BEGIN Data listing
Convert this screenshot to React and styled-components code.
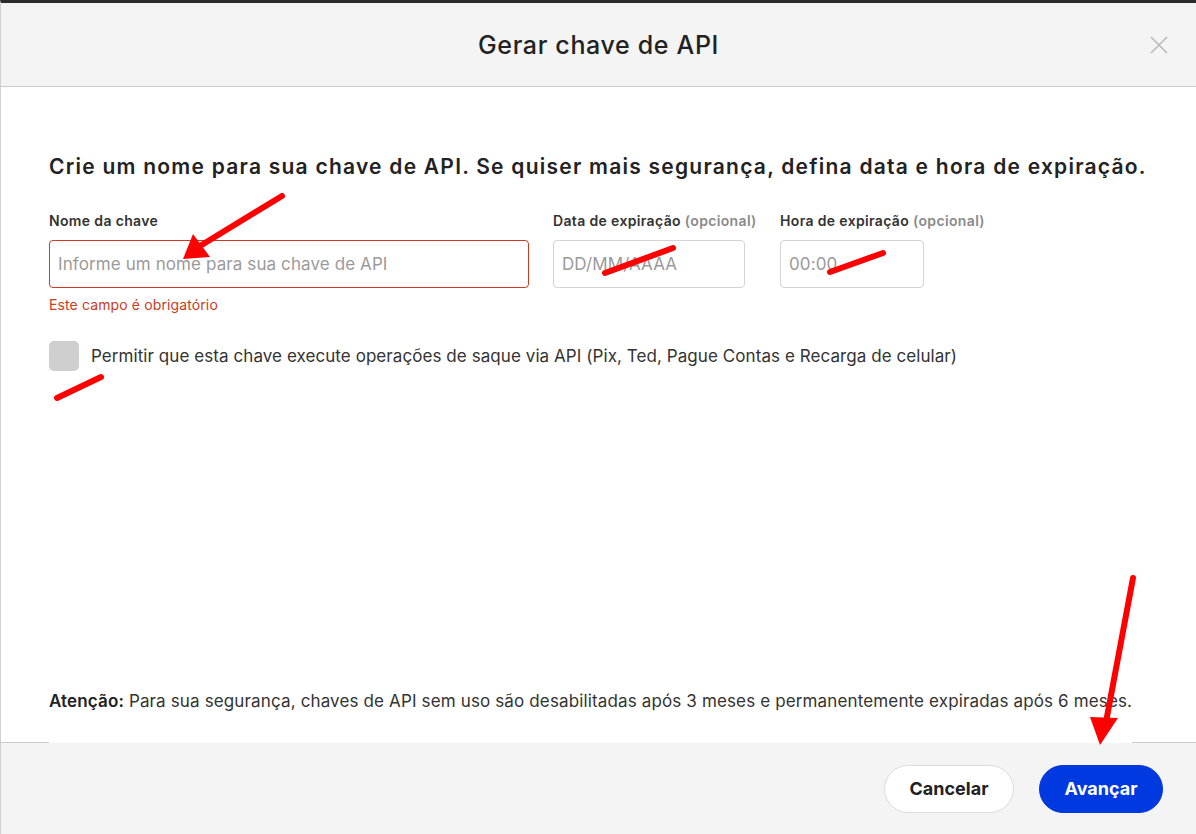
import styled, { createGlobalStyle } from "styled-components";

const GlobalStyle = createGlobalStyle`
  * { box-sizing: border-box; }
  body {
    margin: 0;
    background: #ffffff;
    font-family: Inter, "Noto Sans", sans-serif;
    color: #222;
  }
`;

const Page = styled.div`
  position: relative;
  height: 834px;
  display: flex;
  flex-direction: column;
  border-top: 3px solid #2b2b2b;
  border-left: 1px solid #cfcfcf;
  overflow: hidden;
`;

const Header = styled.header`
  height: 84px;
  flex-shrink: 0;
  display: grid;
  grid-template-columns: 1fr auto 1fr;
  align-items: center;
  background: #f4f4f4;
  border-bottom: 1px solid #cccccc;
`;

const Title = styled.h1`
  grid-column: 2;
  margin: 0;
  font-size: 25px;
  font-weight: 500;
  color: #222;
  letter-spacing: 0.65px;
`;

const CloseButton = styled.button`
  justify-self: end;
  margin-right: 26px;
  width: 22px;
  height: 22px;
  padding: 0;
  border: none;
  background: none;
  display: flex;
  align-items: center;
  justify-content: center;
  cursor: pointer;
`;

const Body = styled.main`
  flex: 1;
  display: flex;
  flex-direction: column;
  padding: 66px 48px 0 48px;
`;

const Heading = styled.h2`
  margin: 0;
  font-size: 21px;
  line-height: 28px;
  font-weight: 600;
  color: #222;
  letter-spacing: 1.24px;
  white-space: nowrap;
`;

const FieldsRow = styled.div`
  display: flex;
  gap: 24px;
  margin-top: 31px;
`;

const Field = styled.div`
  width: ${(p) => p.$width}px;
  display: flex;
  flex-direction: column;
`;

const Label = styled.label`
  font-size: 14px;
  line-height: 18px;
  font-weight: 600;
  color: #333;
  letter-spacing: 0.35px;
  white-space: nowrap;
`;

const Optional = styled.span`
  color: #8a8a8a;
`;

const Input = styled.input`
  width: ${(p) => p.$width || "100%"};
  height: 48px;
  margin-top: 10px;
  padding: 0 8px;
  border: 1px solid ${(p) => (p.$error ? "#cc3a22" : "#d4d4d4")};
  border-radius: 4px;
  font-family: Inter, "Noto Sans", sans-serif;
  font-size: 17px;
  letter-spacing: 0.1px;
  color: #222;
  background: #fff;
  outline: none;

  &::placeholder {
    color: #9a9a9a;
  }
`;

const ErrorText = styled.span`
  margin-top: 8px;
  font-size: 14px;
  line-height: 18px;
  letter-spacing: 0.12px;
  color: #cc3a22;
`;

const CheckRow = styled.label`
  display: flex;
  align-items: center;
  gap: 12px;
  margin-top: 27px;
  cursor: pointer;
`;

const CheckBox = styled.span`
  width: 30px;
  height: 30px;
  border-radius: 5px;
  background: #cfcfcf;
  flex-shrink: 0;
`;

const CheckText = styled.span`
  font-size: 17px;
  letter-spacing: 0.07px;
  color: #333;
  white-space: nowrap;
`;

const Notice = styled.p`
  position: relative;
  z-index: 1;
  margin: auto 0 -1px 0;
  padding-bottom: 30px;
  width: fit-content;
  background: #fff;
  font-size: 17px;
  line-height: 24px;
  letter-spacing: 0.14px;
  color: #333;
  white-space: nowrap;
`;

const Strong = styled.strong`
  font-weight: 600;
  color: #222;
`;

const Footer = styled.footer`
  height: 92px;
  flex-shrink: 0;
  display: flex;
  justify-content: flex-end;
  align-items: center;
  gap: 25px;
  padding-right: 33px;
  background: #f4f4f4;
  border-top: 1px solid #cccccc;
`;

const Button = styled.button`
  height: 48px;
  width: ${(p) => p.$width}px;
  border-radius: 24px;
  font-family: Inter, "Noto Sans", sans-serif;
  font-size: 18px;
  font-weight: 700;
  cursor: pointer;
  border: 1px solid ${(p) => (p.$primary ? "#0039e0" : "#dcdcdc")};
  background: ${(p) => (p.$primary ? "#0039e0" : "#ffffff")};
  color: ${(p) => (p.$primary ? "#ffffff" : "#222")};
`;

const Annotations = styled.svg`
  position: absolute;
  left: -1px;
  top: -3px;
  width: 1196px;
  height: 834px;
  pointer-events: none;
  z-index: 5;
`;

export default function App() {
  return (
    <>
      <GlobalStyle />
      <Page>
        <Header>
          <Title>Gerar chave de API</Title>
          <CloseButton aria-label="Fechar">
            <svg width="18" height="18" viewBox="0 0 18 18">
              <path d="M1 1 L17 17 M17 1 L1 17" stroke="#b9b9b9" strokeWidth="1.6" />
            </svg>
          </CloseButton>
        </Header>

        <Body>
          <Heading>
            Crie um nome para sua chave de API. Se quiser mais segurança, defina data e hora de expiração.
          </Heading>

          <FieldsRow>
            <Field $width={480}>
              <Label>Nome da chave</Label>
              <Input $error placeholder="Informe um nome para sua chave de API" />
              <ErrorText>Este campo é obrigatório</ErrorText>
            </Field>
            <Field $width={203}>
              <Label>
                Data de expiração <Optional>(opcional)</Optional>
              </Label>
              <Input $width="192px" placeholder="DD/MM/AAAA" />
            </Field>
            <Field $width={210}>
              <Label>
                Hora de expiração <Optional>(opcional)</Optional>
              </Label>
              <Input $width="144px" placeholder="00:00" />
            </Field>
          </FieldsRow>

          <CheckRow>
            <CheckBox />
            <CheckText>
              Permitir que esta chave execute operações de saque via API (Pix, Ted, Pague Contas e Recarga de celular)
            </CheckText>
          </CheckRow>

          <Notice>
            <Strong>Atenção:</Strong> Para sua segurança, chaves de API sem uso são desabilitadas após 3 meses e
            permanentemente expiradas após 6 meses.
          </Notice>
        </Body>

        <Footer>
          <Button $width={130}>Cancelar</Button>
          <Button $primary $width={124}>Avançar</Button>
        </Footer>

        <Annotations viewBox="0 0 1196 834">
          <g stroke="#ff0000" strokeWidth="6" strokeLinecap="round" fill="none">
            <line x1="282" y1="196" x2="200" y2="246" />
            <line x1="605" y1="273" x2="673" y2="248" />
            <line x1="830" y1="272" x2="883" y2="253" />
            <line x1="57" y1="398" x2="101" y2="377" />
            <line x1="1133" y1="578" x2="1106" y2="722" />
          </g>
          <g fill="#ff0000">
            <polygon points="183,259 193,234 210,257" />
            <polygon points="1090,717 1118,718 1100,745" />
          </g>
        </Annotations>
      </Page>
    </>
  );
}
END Data listing
BEGIN Data listing
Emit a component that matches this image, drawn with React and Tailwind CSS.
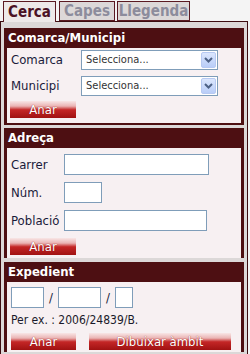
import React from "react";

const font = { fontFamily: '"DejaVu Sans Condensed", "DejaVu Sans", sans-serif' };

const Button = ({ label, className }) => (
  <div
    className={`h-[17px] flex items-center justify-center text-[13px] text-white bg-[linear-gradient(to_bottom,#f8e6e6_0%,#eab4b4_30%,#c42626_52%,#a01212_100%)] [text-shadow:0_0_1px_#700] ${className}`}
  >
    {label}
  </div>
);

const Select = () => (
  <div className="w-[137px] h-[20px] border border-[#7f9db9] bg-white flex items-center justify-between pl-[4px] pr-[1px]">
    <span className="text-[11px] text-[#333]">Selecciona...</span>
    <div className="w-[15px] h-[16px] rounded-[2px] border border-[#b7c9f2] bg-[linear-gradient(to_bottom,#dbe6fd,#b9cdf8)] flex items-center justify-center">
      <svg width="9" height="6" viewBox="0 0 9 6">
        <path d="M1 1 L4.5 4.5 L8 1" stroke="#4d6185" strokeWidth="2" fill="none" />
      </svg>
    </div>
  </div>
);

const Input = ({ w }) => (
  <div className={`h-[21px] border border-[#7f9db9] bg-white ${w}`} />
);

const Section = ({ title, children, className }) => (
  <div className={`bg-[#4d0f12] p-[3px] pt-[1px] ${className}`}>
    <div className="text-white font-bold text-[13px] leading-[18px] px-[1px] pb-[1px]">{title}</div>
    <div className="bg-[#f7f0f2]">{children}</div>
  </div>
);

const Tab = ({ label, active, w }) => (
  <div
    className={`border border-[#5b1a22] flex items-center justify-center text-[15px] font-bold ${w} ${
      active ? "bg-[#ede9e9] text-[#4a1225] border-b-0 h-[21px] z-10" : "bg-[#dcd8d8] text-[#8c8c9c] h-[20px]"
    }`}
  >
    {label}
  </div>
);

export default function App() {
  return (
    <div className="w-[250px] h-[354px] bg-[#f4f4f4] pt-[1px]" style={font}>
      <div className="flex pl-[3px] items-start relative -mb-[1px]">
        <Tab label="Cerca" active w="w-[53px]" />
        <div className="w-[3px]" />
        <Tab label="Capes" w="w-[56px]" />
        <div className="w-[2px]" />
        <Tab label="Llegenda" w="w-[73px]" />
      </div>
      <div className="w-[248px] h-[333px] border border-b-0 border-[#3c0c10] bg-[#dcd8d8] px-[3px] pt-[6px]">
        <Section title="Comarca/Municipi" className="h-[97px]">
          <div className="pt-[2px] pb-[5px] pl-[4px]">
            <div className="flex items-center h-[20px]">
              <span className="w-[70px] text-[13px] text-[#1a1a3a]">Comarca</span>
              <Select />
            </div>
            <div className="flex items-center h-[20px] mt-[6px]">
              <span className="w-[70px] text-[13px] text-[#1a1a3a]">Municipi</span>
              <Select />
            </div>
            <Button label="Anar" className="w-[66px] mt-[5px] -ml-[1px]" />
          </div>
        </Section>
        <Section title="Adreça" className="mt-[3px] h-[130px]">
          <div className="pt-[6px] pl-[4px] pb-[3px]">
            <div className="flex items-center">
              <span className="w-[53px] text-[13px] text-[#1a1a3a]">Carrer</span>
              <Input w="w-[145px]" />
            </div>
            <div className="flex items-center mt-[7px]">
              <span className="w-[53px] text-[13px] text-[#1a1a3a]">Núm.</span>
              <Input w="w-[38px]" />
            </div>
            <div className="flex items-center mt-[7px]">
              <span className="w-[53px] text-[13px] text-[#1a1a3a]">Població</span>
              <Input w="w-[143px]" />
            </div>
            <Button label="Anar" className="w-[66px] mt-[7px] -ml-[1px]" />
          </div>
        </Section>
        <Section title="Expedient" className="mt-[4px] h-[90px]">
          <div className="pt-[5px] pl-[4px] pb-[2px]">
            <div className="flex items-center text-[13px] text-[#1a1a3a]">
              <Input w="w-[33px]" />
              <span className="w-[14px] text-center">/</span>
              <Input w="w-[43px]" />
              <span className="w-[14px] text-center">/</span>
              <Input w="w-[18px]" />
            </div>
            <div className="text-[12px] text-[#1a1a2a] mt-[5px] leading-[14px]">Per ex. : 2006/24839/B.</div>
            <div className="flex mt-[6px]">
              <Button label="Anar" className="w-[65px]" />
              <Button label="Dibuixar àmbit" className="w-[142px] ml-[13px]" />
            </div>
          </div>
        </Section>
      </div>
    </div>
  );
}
END Data listing
Task instructions: Work through the records above line by line and count those that hold the string "this". Give only the result.

Right answer: 2